Forced to learn to walk, talk and eat again, he also suffered from post-traumatic amnesia.
"We decided to take him home because we felt we could look after him better," Vicki said.
"He's been battling this for five years, it's been very difficult ... Robert's not the person he used to be, our lives are totally different than what they were."
A cliche of how one short moment in someone's life can change it forever rang true every time Vicki saw her son.
"His whole life has basically been erased, and he's had to start again."
The life changing moment began during the afternoon of September 14, 2011 when Bryden and two friends, who had been drinking, decided to catch a train from the Kapiti Coast into Wellington.
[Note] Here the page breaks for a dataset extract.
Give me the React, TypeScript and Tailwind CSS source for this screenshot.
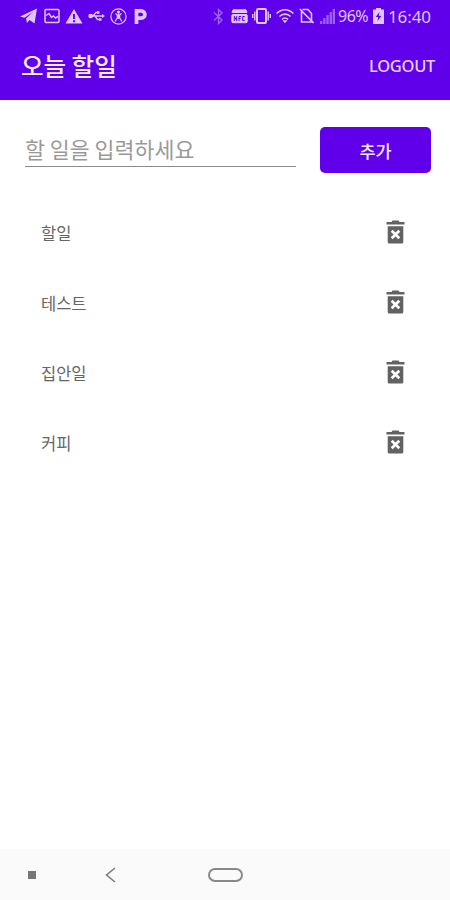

After visiting several pubs and bars, the trio turned for home.
Just after 3.30am, as the men walked back to the Wellington Railway Station they came across Ioritana Tuau.
Tuau, who played for the Penrith Panthers' under-20 team, was arguing with a woman in front of Cafe Baba.
Bryden and his mates intervened to help the woman. But, with both groups laden with alcohol in their systems, the scene quickly escalated.
Court files obtained by the Herald show evidence by witnesses suggest there was a "flurry of blows" with Bryden and Tuau, who was knocked to the ground.
As Bryden and his friends left the altercation, Taua and two others gave chase of Bryden.
He was quickly cornered at the entrance to a closed car park.
Tuau then unleashed a frenzied attack on Bryden, knocking him to the ground, and while in a prone position, Tuau repeatedly kicked Bryden's head.
On each occasion, as Bryden's head was kicked, it hit a concrete barrier behind him, making a sickening "thudding noise", court files reveal.
Bryden lost consciousness, before a member of the public was able to intervene and Tuau and his associates fled.
On September 20, 2011, after seeing a CCTV image of himself, Tuau voluntarily went to the Lower Hutt Police Station, accepted involvement and provided the clothes and shoes that he had been wearing that night to police.
Tuau told police that, as a result of his state of intoxication, he could not remember what happened. In particular, he had no recollection of kicking or stomping Bryden's head.
During Tuau's sentencing, Justice Forrest Miller said alcohol had a large part to play in the "brutal" attack.
Tuau had drunk so much that he had passed out before he came across Bryden and his friends.